Zora Holtfreter (hier zusammen mit Lucas Thiem) hat einige ausgezeichnete Drehbücher zur ZDF-Reihe "Unter anderen Umständen" geschrieben. Von ihr stammte auch die Vorlage zu "Black Box" (2022, ebenfalls aus Magdeburg), einem ungemein geschickt konstruierten Krimi über die Manipulierbarkeit des Gedächtnisses. Um Erinnerungen geht es auch in "Widerfahrnis". Der selten gebräuchliche Begriff beschreibt die Schicksalhaftigkeit der Ereignisse: Sarah, die nach ihrer Einlieferung ins Krankenhaus mit geringen Überlebenschancen im Koma liegt, ist einst ein furchtbares Ungemach widerfahren. Dessen ganze Tragweite offenbart der Film erst im Epilog, der zudem mit einer überaus grimmigen Pointe endet. 

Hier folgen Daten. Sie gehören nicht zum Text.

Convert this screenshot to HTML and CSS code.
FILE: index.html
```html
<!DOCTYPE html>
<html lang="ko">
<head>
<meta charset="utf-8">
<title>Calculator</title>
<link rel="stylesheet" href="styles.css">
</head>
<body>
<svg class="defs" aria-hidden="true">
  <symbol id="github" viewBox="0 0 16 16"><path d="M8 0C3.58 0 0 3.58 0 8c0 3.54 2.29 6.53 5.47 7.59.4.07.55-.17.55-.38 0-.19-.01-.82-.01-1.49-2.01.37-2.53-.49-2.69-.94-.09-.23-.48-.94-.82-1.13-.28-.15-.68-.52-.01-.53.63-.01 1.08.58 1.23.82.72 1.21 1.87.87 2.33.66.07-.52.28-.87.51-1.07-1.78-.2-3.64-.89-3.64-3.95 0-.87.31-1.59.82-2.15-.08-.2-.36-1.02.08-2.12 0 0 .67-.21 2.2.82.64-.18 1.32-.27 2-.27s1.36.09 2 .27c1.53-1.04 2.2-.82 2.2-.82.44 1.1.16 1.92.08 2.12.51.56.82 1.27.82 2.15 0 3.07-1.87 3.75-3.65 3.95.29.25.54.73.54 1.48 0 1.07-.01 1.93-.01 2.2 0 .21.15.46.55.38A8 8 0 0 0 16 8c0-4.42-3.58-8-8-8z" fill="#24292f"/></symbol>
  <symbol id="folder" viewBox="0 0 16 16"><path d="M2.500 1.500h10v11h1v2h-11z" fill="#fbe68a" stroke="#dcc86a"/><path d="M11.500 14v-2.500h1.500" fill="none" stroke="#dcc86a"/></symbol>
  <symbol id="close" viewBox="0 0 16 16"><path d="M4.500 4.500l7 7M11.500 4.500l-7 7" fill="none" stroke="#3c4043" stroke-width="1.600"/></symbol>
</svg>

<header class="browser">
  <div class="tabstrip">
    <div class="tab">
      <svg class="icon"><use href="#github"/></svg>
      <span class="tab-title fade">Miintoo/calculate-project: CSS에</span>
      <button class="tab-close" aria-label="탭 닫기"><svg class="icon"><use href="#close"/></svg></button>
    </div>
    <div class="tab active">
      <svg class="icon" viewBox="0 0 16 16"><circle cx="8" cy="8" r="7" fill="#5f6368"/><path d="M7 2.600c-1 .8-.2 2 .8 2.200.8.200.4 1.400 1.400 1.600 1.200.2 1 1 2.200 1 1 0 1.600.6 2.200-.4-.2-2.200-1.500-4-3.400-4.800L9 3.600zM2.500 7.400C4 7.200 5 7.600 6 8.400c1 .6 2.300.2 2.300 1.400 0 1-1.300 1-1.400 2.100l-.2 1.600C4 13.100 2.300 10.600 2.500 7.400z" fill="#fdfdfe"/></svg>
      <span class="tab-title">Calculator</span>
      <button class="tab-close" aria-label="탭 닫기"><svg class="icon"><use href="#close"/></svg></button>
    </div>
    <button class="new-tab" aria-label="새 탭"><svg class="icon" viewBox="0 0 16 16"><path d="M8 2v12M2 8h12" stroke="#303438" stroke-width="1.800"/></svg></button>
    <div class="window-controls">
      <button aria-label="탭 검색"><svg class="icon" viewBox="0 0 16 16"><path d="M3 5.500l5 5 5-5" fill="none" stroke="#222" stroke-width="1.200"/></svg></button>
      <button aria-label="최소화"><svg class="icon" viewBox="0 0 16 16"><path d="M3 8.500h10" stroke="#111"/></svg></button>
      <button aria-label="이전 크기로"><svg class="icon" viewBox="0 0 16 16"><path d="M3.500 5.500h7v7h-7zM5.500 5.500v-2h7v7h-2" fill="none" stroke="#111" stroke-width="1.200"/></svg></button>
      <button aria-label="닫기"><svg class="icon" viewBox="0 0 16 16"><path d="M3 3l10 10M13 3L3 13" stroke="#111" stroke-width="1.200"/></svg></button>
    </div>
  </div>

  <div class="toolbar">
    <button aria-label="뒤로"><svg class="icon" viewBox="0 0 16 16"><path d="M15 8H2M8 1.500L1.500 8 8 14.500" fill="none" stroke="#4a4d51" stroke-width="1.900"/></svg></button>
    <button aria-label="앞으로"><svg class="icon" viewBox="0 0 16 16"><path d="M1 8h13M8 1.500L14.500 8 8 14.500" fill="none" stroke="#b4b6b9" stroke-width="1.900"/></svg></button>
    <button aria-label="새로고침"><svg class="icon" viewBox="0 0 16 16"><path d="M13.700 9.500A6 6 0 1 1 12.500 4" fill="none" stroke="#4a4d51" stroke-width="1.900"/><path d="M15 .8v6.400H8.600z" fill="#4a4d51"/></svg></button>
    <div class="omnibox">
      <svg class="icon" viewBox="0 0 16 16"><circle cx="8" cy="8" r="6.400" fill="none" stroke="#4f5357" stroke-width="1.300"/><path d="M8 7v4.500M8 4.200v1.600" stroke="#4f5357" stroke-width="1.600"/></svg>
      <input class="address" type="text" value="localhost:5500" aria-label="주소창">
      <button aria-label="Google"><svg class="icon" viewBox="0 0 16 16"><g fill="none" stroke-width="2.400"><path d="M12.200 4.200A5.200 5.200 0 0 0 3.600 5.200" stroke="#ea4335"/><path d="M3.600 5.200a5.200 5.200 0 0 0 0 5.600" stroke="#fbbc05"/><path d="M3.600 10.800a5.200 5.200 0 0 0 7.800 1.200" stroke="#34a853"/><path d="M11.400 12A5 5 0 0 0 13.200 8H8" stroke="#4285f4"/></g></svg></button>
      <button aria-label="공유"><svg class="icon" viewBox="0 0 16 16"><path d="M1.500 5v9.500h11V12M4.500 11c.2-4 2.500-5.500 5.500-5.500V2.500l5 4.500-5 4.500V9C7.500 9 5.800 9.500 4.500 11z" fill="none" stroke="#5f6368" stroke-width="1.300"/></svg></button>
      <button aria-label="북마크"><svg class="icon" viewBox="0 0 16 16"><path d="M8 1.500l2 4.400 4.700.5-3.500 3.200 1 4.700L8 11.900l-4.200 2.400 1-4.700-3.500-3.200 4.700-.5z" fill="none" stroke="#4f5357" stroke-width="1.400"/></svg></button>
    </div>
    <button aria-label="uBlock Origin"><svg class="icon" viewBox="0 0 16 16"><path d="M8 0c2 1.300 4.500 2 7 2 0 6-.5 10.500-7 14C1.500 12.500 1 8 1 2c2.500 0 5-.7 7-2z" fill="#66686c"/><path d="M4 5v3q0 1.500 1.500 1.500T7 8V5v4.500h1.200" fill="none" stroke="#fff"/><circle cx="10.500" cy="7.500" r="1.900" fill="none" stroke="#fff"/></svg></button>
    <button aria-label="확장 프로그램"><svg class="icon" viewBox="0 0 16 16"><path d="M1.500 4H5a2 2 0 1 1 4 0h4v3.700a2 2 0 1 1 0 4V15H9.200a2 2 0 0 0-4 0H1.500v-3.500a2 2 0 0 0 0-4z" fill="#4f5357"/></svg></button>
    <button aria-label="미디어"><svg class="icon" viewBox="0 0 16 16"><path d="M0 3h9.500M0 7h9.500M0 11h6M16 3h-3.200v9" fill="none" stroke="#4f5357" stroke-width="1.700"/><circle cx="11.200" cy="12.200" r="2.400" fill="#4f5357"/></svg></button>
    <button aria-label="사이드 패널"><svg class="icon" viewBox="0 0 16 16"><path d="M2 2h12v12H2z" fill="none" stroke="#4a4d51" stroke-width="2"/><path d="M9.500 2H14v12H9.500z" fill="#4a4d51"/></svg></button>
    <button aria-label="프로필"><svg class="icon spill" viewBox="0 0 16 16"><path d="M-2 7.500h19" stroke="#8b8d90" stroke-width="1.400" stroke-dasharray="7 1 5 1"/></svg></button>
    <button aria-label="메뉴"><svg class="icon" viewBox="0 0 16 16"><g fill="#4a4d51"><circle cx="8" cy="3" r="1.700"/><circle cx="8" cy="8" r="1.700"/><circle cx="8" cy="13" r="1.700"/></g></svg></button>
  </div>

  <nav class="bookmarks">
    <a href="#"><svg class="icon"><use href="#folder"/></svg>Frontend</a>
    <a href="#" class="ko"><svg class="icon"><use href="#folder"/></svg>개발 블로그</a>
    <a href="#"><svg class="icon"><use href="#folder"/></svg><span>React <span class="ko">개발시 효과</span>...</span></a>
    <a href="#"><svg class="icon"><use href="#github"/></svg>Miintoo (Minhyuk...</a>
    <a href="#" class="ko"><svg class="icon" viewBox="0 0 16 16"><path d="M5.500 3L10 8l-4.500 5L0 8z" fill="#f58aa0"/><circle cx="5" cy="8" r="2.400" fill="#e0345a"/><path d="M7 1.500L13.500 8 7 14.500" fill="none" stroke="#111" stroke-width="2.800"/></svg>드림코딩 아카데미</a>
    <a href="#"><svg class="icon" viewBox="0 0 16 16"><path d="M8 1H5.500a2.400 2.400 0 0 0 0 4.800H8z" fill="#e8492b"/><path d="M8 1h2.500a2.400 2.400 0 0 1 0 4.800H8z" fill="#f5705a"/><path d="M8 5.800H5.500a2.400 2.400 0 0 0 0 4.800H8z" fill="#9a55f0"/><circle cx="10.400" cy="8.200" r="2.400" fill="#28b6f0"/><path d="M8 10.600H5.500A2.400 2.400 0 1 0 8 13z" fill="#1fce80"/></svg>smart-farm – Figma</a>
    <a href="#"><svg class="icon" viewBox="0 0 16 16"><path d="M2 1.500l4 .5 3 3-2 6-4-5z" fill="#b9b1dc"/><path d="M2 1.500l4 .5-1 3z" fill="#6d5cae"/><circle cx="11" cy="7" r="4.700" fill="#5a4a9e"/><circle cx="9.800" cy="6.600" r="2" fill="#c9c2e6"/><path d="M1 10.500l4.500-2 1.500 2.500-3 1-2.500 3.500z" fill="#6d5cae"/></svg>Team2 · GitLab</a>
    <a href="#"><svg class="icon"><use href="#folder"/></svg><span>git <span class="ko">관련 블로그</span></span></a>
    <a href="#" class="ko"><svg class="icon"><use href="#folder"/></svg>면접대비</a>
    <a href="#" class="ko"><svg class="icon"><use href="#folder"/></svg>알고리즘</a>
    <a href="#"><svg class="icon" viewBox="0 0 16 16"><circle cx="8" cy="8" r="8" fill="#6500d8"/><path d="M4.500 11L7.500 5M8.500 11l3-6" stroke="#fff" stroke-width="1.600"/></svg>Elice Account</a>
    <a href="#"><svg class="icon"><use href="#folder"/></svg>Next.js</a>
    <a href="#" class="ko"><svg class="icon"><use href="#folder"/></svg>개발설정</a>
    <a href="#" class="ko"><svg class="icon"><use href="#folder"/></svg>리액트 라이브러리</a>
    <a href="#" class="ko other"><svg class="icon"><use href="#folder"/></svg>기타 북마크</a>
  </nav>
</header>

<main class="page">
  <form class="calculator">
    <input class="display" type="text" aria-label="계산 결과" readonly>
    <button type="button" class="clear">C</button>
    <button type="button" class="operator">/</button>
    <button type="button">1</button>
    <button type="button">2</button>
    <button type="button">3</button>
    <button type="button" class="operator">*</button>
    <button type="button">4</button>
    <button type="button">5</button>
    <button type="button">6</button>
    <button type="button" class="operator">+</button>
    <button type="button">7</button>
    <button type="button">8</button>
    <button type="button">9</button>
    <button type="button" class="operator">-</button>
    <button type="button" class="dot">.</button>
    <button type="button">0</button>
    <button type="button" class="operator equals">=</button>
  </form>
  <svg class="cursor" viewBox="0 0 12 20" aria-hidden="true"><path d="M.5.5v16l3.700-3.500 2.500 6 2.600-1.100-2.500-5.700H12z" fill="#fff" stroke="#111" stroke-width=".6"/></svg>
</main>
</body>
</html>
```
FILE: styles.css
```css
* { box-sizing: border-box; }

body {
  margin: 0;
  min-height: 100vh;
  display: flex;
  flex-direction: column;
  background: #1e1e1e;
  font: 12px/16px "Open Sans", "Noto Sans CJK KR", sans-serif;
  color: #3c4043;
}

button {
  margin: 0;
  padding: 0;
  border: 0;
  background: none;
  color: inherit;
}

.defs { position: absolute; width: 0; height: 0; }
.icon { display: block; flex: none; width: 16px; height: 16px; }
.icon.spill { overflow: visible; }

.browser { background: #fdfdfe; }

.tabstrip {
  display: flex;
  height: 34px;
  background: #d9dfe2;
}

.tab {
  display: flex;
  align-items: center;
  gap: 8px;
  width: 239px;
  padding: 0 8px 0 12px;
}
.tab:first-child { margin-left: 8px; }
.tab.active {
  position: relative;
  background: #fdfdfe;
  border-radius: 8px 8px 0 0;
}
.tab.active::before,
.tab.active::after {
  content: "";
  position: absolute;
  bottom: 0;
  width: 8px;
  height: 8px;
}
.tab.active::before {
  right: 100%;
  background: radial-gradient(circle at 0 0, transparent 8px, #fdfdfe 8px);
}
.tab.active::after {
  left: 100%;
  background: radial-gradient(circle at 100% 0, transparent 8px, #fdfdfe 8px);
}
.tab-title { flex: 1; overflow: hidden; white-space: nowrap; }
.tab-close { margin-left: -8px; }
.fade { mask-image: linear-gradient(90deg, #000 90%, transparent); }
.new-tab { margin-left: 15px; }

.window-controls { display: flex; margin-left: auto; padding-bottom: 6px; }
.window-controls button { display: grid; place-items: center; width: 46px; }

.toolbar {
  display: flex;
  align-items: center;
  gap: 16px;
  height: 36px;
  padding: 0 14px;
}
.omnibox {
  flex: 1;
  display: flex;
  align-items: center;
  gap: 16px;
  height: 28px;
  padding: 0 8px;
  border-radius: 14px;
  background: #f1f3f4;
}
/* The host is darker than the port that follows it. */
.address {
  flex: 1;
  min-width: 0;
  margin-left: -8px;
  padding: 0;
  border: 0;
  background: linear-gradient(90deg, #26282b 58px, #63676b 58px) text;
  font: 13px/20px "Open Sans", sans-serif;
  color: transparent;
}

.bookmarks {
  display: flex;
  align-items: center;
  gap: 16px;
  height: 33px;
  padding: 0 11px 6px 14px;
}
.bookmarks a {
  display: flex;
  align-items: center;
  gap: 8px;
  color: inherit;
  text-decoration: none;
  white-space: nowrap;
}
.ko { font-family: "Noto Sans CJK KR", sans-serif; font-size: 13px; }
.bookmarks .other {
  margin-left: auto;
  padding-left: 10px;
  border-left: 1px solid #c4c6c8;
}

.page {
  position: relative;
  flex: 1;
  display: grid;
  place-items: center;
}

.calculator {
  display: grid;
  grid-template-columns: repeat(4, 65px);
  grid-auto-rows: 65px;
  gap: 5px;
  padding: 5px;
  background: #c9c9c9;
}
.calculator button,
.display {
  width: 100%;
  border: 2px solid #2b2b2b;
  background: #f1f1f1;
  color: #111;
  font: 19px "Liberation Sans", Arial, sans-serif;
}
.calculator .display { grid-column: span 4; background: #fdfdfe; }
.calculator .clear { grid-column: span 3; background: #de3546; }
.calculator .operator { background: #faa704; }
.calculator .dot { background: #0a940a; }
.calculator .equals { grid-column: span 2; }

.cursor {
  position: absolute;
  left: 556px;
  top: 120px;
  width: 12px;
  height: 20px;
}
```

Der österreichische Regisseur Umut Dağ hat zuletzt unter anderem fürs ZDF die vor allem emotional fesselnde Drama-Serie "Am Anschlag – Die Macht der Kränkung" (2021) über die Vorgeschichte eines Amoklaufs und zuvor für den Hessischen Rundfunk einen ausgezeichneten "Tatort" gedreht ("Das Monster von Kassel", 2019). Mehr als sehenswert war auch "Das deutsche Kind" (2017, ARD), ein Drama über den Sorgerechtsstreit zwischen einem muslimischen Ehepaar und den deutschen Großeltern eines verwaisten Mädchens. Sein "Polizeiruf"-Debüt lebt neben der Handlung und der oftmals raffinierten Kombination der verschiedenen Zeitebenen nicht zuletzt vom Ensemble. Stephan Kampwirth ist ohnehin eine erstklassige Besetzung für Männer mit Geheimnissen und Abgründen; Dağs Lebensgefährtin Martin Ebm spielt die Frau des Architekten. Sehr intensiv ist auch die Leistung von Bühnenschauspielerin Mareike Sedl; zu ihren seltenen TV-Auftritten gehörte unter anderem "Am Anschlag". Rona Özkan nutzt als Berna wie schon in einer Episode der ARD-Reihe "Die Füchsin" ("Alte Sünden", 2022) erneut die Gelegenheit, um Werbung in eigener Sache für eine Besetzung als Hauptdarstellerin zu machen.